IV. Hand-over & Continuous Improvement

  1. Documentation Package (site sign-off required)
    – As-built 3D models (STEP + JT);
    – Electrical schematics, pneumatic diagram, BOM with order numbers;
    – Source code + backup (Git version tagged);
    – Spare-parts list (with recommended stock levels);
    – Training videos (MP4, ≤ 10 min/module, bilingual subtitles).
  2. Ramp-up Support
    Engineer on-site for 30 days after hand-over, target:
    – Daily output from 70 % to 90 %;
    – Scrap rate < 0.3 %;
    – Operators able to perform change-over independently.
  3. Continuous Improvement
    Quarterly line-balance re-optimisation:
    – RFID collects real takt, auto-update VSM;
    – If any station utilisation < 75 %, split or merge operations to keep balance rate ≥ 90 %.

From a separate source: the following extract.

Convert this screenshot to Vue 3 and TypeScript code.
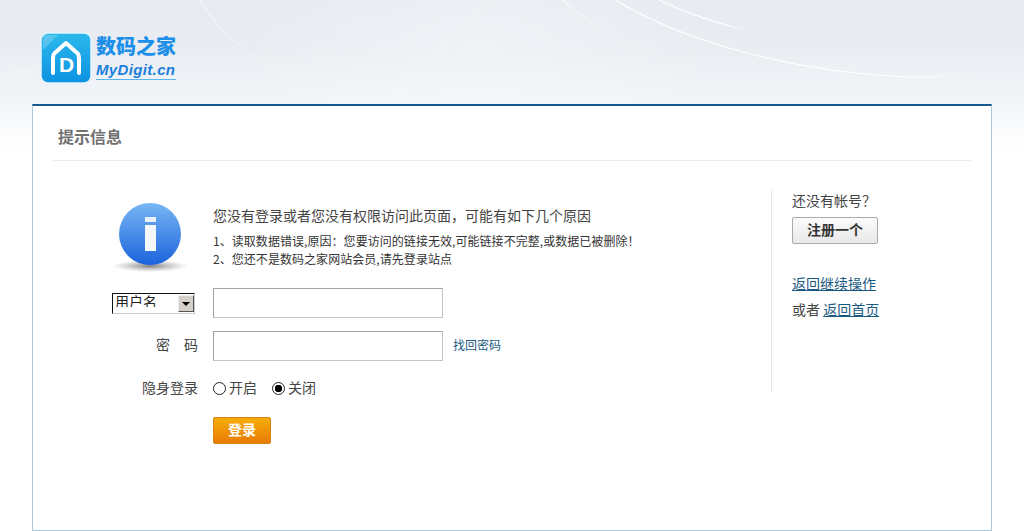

Quick Checklist (print and post on site)
□ Design input: BOM, KC list, Takt time
□ Simulation: VSM, Plant Simulation, Delmia ergonomics
□ Layout: 3D point-cloud vs model, I/O table, power load
□ Manufacturing: FAT passed, Cpk ≥ 1.33
□ Commissioning: 5-step flow, virtual commissioning, OEE ≥ 85 %
□ Hand-over: 3D model + source code + training videos
□ Improvement: RFID takt, quarterly line balance, fault library

Following the above steps reduces project risk by 40 %, cuts ramp-up time by 25 %, and satisfies IATF 16949 / ISO 9001 audits. Wish your project a smooth launch!